* start Material *
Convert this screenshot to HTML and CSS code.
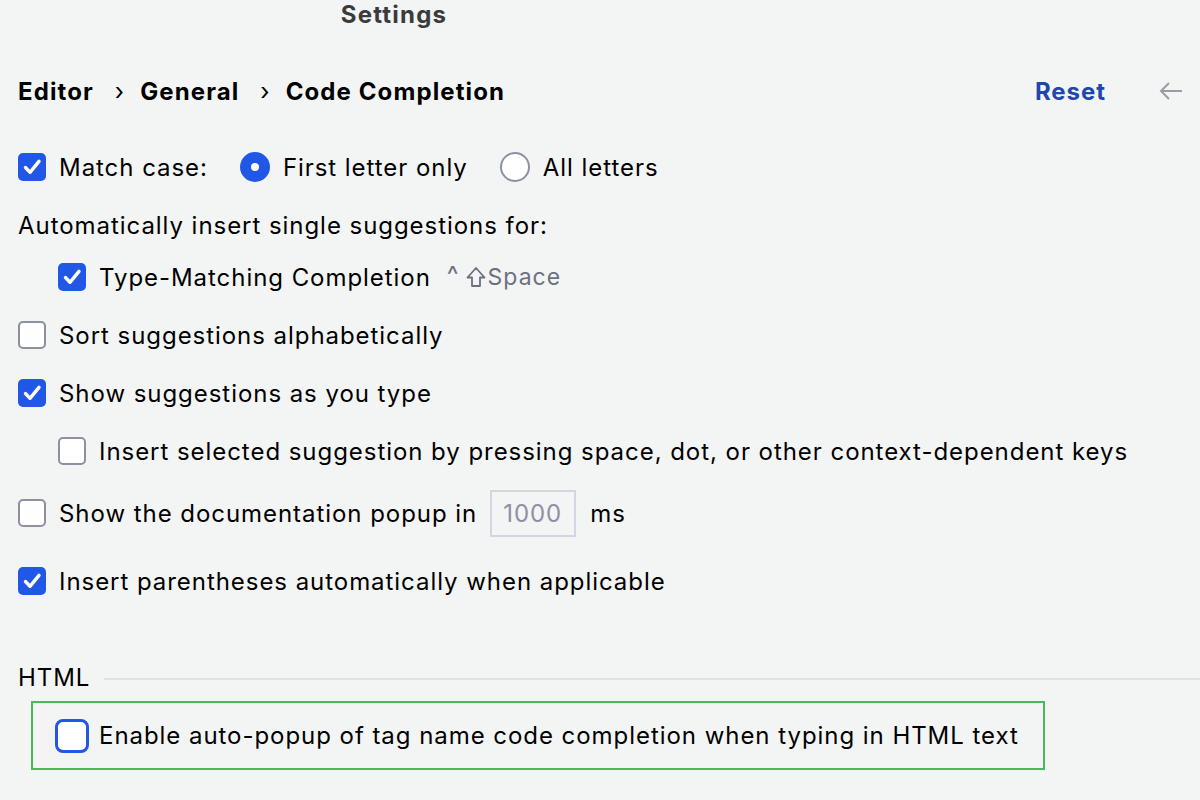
FILE: index.html
```html
<!DOCTYPE html>
<html>
<head>
<meta charset="utf-8">
<link rel="stylesheet" href="styles.css">
</head>
<body>
<div class="title">Settings</div>
<div class="header">
  <div class="crumbs">
    <span>Editor</span><span class="sep">›</span><span>General</span><span class="sep">›</span><span>Code Completion</span>
  </div>
  <div class="actions">
    <span class="reset">Reset</span>
    <svg class="back" width="26" height="20" viewBox="0 0 26 20"><path d="M24 10H3M11 2L3 10l8 8" fill="none" stroke="#9a9ca3" stroke-width="2"/></svg>
  </div>
</div>
<div class="content">
  <div class="row r-first">
    <span class="cb on"><svg viewBox="0 0 28 28"><path d="M7.5 14.5l4.5 4.8 9-11" fill="none" stroke="#fff" stroke-width="3.4" stroke-linecap="round" stroke-linejoin="round"/></svg></span>
    <span class="label">Match case:</span>
    <span class="radio on"></span><span class="label">First letter only</span>
    <span class="radio"></span><span class="label">All letters</span>
  </div>
  <div class="row g18"><span class="text">Automatically insert single suggestions for:</span></div>
  <div class="row g12 indent">
    <span class="cb on"><svg viewBox="0 0 28 28"><path d="M7.5 14.5l4.5 4.8 9-11" fill="none" stroke="#fff" stroke-width="3.4" stroke-linecap="round" stroke-linejoin="round"/></svg></span>
    <span class="label">Type-Matching Completion</span>
    <span class="shortcut"><span class="caret">^</span><svg class="shift" width="20" height="22" viewBox="0 0 20 22"><path d="M10 2L18.5 11.5H14V20H6V11.5H1.5Z" fill="none" stroke="#6c707e" stroke-width="1.8" stroke-linejoin="round"/></svg><span>Space</span></span>
  </div>
  <div class="row g18">
    <span class="cb"></span><span class="label">Sort suggestions alphabetically</span>
  </div>
  <div class="row g18">
    <span class="cb on"><svg viewBox="0 0 28 28"><path d="M7.5 14.5l4.5 4.8 9-11" fill="none" stroke="#fff" stroke-width="3.4" stroke-linecap="round" stroke-linejoin="round"/></svg></span>
    <span class="label">Show suggestions as you type</span>
  </div>
  <div class="row g18 indent">
    <span class="cb"></span><span class="label">Insert selected suggestion by pressing space, dot, or other context-dependent keys</span>
  </div>
  <div class="row g22">
    <span class="cb"></span><span class="label">Show the documentation popup in</span>
    <span class="field">1000</span><span class="label ms">ms</span>
  </div>
  <div class="row g28">
    <span class="cb on"><svg viewBox="0 0 28 28"><path d="M7.5 14.5l4.5 4.8 9-11" fill="none" stroke="#fff" stroke-width="3.4" stroke-linecap="round" stroke-linejoin="round"/></svg></span>
    <span class="label">Insert parentheses automatically when applicable</span>
  </div>
  <div class="row g56 section">
    <span class="text">HTML</span><span class="line"></span>
  </div>
  <div class="highlight">
    <span class="cb focus"></span><span class="label">Enable auto-popup of tag name code completion when typing in HTML text</span>
  </div>
</div>
</body>
</html>
```
FILE: styles.css
```css
html, body {
  margin: 0;
  padding: 0;
  background: #f3f5f5;
  font-family: Inter, "Noto Sans", "DejaVu Sans", sans-serif;
  color: #000;
  font-size: 24px;
  letter-spacing: 0.95px;
}
.title {
  width: 788px;
  height: 30px;
  line-height: 30px;
  text-align: center;
  font-weight: 700;
  color: #3a3b3d;
  letter-spacing: 1.2px;
}
.header {
  margin-top: 41px;
  height: 40px;
  display: flex;
  align-items: center;
  justify-content: space-between;
  padding: 0 16px 0 18px;
}
.crumbs {
  display: flex;
  align-items: center;
  font-weight: 700;
  letter-spacing: 1.1px;
}
.crumbs .sep {
  font-weight: 400;
  margin: 0 15px 0 21px;
}
.actions {
  display: flex;
  align-items: center;
}
.reset {
  color: #1f47ad;
  font-weight: 700;
  margin-right: 52px;
}
.content {
  padding-left: 18px;
  padding-top: 36px;
  display: flex;
  flex-direction: column;
}
.row {
  height: 40px;
  display: flex;
  align-items: center;
}
.g12 { margin-top: 12px; }
.g18 { margin-top: 18px; }
.g22 { margin-top: 22px; }
.g28 { margin-top: 28px; }
.g56 { margin-top: 56px; }
.indent { padding-left: 40px; }
.cb {
  width: 28px;
  height: 28px;
  box-sizing: border-box;
  border: 2px solid #8c90a2;
  border-radius: 5px;
  background: #fff;
  flex: none;
  display: flex;
}
.cb.on {
  background: #2157e6;
  border: none;
}
.cb svg {
  width: 28px;
  height: 28px;
}
.cb.focus {
  width: 34px;
  height: 34px;
  border: 3.5px solid #2157e6;
  border-radius: 8px;
}
.label {
  margin-left: 13px;
  white-space: nowrap;
}
.radio {
  width: 30px;
  height: 30px;
  box-sizing: border-box;
  border-radius: 50%;
  border: 2px solid #8c90a2;
  background: #fff;
  margin-left: 32px;
  flex: none;
}
.radio.on {
  border: 11px solid #2157e6;
}
.shortcut {
  margin-left: 16px;
  color: #6c707e;
  font-size: 23px;
  display: flex;
  align-items: center;
  letter-spacing: 1px;
}
.shortcut .caret {
  font-size: 25px;
  margin-top: -4px;
}
.shortcut .shift {
  margin: 0 2px 0 6px;
}
.field {
  margin-left: 13px;
  width: 86px;
  height: 47px;
  box-sizing: border-box;
  border: 2px solid #d3d6e0;
  color: #8d90a0;
  padding-left: 11px;
  display: flex;
  align-items: center;
}
.ms { margin-left: 14px; }
.text { white-space: nowrap; }
.section .line {
  flex: 1;
  height: 2px;
  background: #dfe1ea;
  margin-left: 14px;
  margin-top: 4px;
}
.highlight {
  margin-top: 4px;
  margin-left: 13px;
  width: 1014px;
  height: 69px;
  box-sizing: border-box;
  border: 2px solid #4cb85c;
  display: flex;
  align-items: center;
  padding-left: 22px;
}
.highlight .label {
  margin-left: 10px;
}
```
* end Material *
## What you should do
Write out again every line above exactly as given; the pictures do not belong in the copy.

## Written solution
Convert this screenshot to HTML and CSS code.
FILE: index.html
```html
<!DOCTYPE html>
<html>
<head>
<meta charset="utf-8">
<link rel="stylesheet" href="styles.css">
</head>
<body>
<div class="title">Settings</div>
<div class="header">
  <div class="crumbs">
    <span>Editor</span><span class="sep">›</span><span>General</span><span class="sep">›</span><span>Code Completion</span>
  </div>
  <div class="actions">
    <span class="reset">Reset</span>
    <svg class="back" width="26" height="20" viewBox="0 0 26 20"><path d="M24 10H3M11 2L3 10l8 8" fill="none" stroke="#9a9ca3" stroke-width="2"/></svg>
  </div>
</div>
<div class="content">
  <div class="row r-first">
    <span class="cb on"><svg viewBox="0 0 28 28"><path d="M7.5 14.5l4.5 4.8 9-11" fill="none" stroke="#fff" stroke-width="3.4" stroke-linecap="round" stroke-linejoin="round"/></svg></span>
    <span class="label">Match case:</span>
    <span class="radio on"></span><span class="label">First letter only</span>
    <span class="radio"></span><span class="label">All letters</span>
  </div>
  <div class="row g18"><span class="text">Automatically insert single suggestions for:</span></div>
  <div class="row g12 indent">
    <span class="cb on"><svg viewBox="0 0 28 28"><path d="M7.5 14.5l4.5 4.8 9-11" fill="none" stroke="#fff" stroke-width="3.4" stroke-linecap="round" stroke-linejoin="round"/></svg></span>
    <span class="label">Type-Matching Completion</span>
    <span class="shortcut"><span class="caret">^</span><svg class="shift" width="20" height="22" viewBox="0 0 20 22"><path d="M10 2L18.5 11.5H14V20H6V11.5H1.5Z" fill="none" stroke="#6c707e" stroke-width="1.8" stroke-linejoin="round"/></svg><span>Space</span></span>
  </div>
  <div class="row g18">
    <span class="cb"></span><span class="label">Sort suggestions alphabetically</span>
  </div>
  <div class="row g18">
    <span class="cb on"><svg viewBox="0 0 28 28"><path d="M7.5 14.5l4.5 4.8 9-11" fill="none" stroke="#fff" stroke-width="3.4" stroke-linecap="round" stroke-linejoin="round"/></svg></span>
    <span class="label">Show suggestions as you type</span>
  </div>
  <div class="row g18 indent">
    <span class="cb"></span><span class="label">Insert selected suggestion by pressing space, dot, or other context-dependent keys</span>
  </div>
  <div class="row g22">
    <span class="cb"></span><span class="label">Show the documentation popup in</span>
    <span class="field">1000</span><span class="label ms">ms</span>
  </div>
  <div class="row g28">
    <span class="cb on"><svg viewBox="0 0 28 28"><path d="M7.5 14.5l4.5 4.8 9-11" fill="none" stroke="#fff" stroke-width="3.4" stroke-linecap="round" stroke-linejoin="round"/></svg></span>
    <span class="label">Insert parentheses automatically when applicable</span>
  </div>
  <div class="row g56 section">
    <span class="text">HTML</span><span class="line"></span>
  </div>
  <div class="highlight">
    <span class="cb focus"></span><span class="label">Enable auto-popup of tag name code completion when typing in HTML text</span>
  </div>
</div>
</body>
</html>
```
FILE: styles.css
```css
html, body {
  margin: 0;
  padding: 0;
  background: #f3f5f5;
  font-family: Inter, "Noto Sans", "DejaVu Sans", sans-serif;
  color: #000;
  font-size: 24px;
  letter-spacing: 0.95px;
}
.title {
  width: 788px;
  height: 30px;
  line-height: 30px;
  text-align: center;
  font-weight: 700;
  color: #3a3b3d;
  letter-spacing: 1.2px;
}
.header {
  margin-top: 41px;
  height: 40px;
  display: flex;
  align-items: center;
  justify-content: space-between;
  padding: 0 16px 0 18px;
}
.crumbs {
  display: flex;
  align-items: center;
  font-weight: 700;
  letter-spacing: 1.1px;
}
.crumbs .sep {
  font-weight: 400;
  margin: 0 15px 0 21px;
}
.actions {
  display: flex;
  align-items: center;
}
.reset {
  color: #1f47ad;
  font-weight: 700;
  margin-right: 52px;
}
.content {
  padding-left: 18px;
  padding-top: 36px;
  display: flex;
  flex-direction: column;
}
.row {
  height: 40px;
  display: flex;
  align-items: center;
}
.g12 { margin-top: 12px; }
.g18 { margin-top: 18px; }
.g22 { margin-top: 22px; }
.g28 { margin-top: 28px; }
.g56 { margin-top: 56px; }
.indent { padding-left: 40px; }
.cb {
  width: 28px;
  height: 28px;
  box-sizing: border-box;
  border: 2px solid #8c90a2;
  border-radius: 5px;
  background: #fff;
  flex: none;
  display: flex;
}
.cb.on {
  background: #2157e6;
  border: none;
}
.cb svg {
  width: 28px;
  height: 28px;
}
.cb.focus {
  width: 34px;
  height: 34px;
  border: 3.5px solid #2157e6;
  border-radius: 8px;
}
.label {
  margin-left: 13px;
  white-space: nowrap;
}
.radio {
  width: 30px;
  height: 30px;
  box-sizing: border-box;
  border-radius: 50%;
  border: 2px solid #8c90a2;
  background: #fff;
  margin-left: 32px;
  flex: none;
}
.radio.on {
  border: 11px solid #2157e6;
}
.shortcut {
  margin-left: 16px;
  color: #6c707e;
  font-size: 23px;
  display: flex;
  align-items: center;
  letter-spacing: 1px;
}
.shortcut .caret {
  font-size: 25px;
  margin-top: -4px;
}
.shortcut .shift {
  margin: 0 2px 0 6px;
}
.field {
  margin-left: 13px;
  width: 86px;
  height: 47px;
  box-sizing: border-box;
  border: 2px solid #d3d6e0;
  color: #8d90a0;
  padding-left: 11px;
  display: flex;
  align-items: center;
}
.ms { margin-left: 14px; }
.text { white-space: nowrap; }
.section .line {
  flex: 1;
  height: 2px;
  background: #dfe1ea;
  margin-left: 14px;
  margin-top: 4px;
}
.highlight {
  margin-top: 4px;
  margin-left: 13px;
  width: 1014px;
  height: 69px;
  box-sizing: border-box;
  border: 2px solid #4cb85c;
  display: flex;
  align-items: center;
  padding-left: 22px;
}
.highlight .label {
  margin-left: 10px;
}
```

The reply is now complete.